Cuando determinadas polémicas -muy abruptas, como ahora se producen en nuestro país- son calificadas como «guerras mediáticas» se está reduciendo a simple y rasa pelea de competencia lo que representa un debate de carácter ético y deontológico de gran calado que no afecta sólo a los periodistas, ni sólo a los editores, sino a toda la sociedad y, especialmente, a la sociedad que, en último término, con su dictamen debe establecer qué valores desea preservar y qué contravalores quiere desterrar de su convivencia.

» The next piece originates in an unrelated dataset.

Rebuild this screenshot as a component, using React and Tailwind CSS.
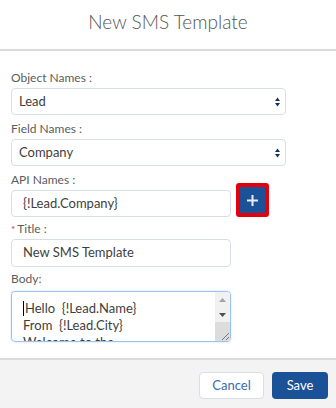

Ahora en España delincuentes ocupan portadas; de forma impune se lanzan acusaciones contra policías, jueces y fiscales; se hace escarnio de políticos, empresarios y periodistas; se descalifican instituciones de manera irresponsable y se comercia con la propia democracia, y todo eso ocurre en un silencio ensordecedor, temeroso y egoísta. Por eso y porque amo esta profesión hasta la asunción del insulto diario como un peaje barato para continuar en ella, me pregunto y pregunto hasta dónde han de llegar las difamaciones, disfrazadas de superchería ideológica y de travestismo moral, para que se produzca entre los profesionales y en la sociedad una reacción que nos libre de los indignos por el sencillo procedimientode señalarlos como tales. Porque los cínicos tienen derecho a ser periodistas; también las malas personas. Pero es bueno que cada uno quede retratado tal como es: el agnóstico no puede pasar por creyente; ni el censor por liberal; ni el histrión por intelectual; ni el corrupto por honesto; ni el desleal por fiel. Ni el mal periodismo -el de los cínicos- puede pasar por el de calidad ética. Porque, si cada cual no queda en su lugar, padecerá «el bienestar de la nación».